Joshua has been an adjunct Professor of Sustainable Fashion at the Laboratory Institute of Merchandising in Manhattan, and frequently tours with his lecture: “Fashion & Animals: The Anatomy of A Fatal Attraction”. He has spoken at The American University of Paris, Parsons, Brown, UPenn, and FIT among others.
Read on to hear about some excellent and ethical brands that Joshua wears as well as his own.
Says he: I focus on vintage and second hand stores mixed with brands I really want to support.
Outerwear- Vaute is my favorite company for outerwear made from recycled materials. The designer spent years designing her own textiles. There is no wool involved. Avoiding wool is something very important to me too. April 77 in Paris is designed by a vegan and they made a great coated canvas motorcycle jacket that I wear all the time.
Bathing Suit- Riz made from 100% recycled polyester board shorts.
Sweaters- Kuyichi’s organic cotton, cable-knit mission sweater is one of my fave things for fall:
Pants- L’Herbe Rouge, a sustainable fashion line from Paris that makes cool chinos.
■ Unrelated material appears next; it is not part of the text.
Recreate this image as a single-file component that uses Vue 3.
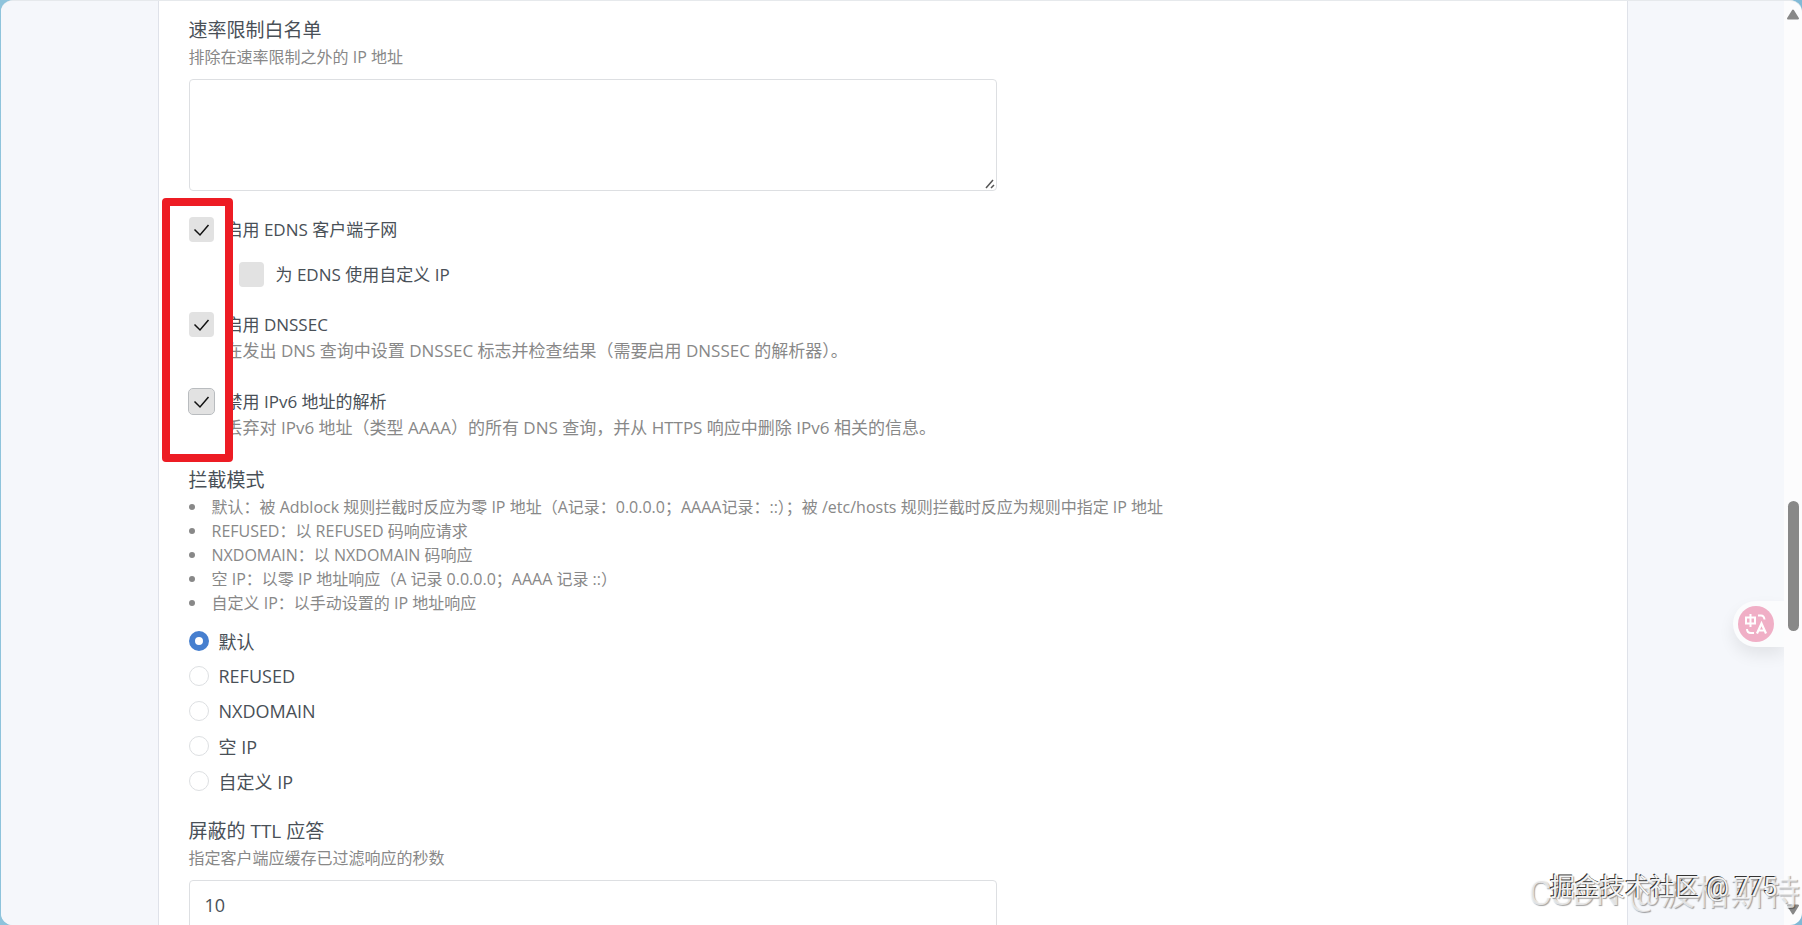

Denim-Haikure is an Italian denim line with simple, classic style. Haikure also utilizes hemp, organic cotton, recycled poly, lyocell, tencel, linen and low-impact, plant-based dyes and aging processes. Plus, they have a really innovative tracking and transparency system in place that lets the buyer know the life-cycle and impacts of the purchase.
Monkee Genees is another that is made with all recycled or organic cotton.
Bags/Backpacks- Matt & Nat are really beautiful made with future leathers.
Sunglasses- Zeal Optics. They have a frame called the Ace made from biodegradable frames and lenses. They make really cool classic Wayfarer designs that you can throw in your compost pile when you are done with them.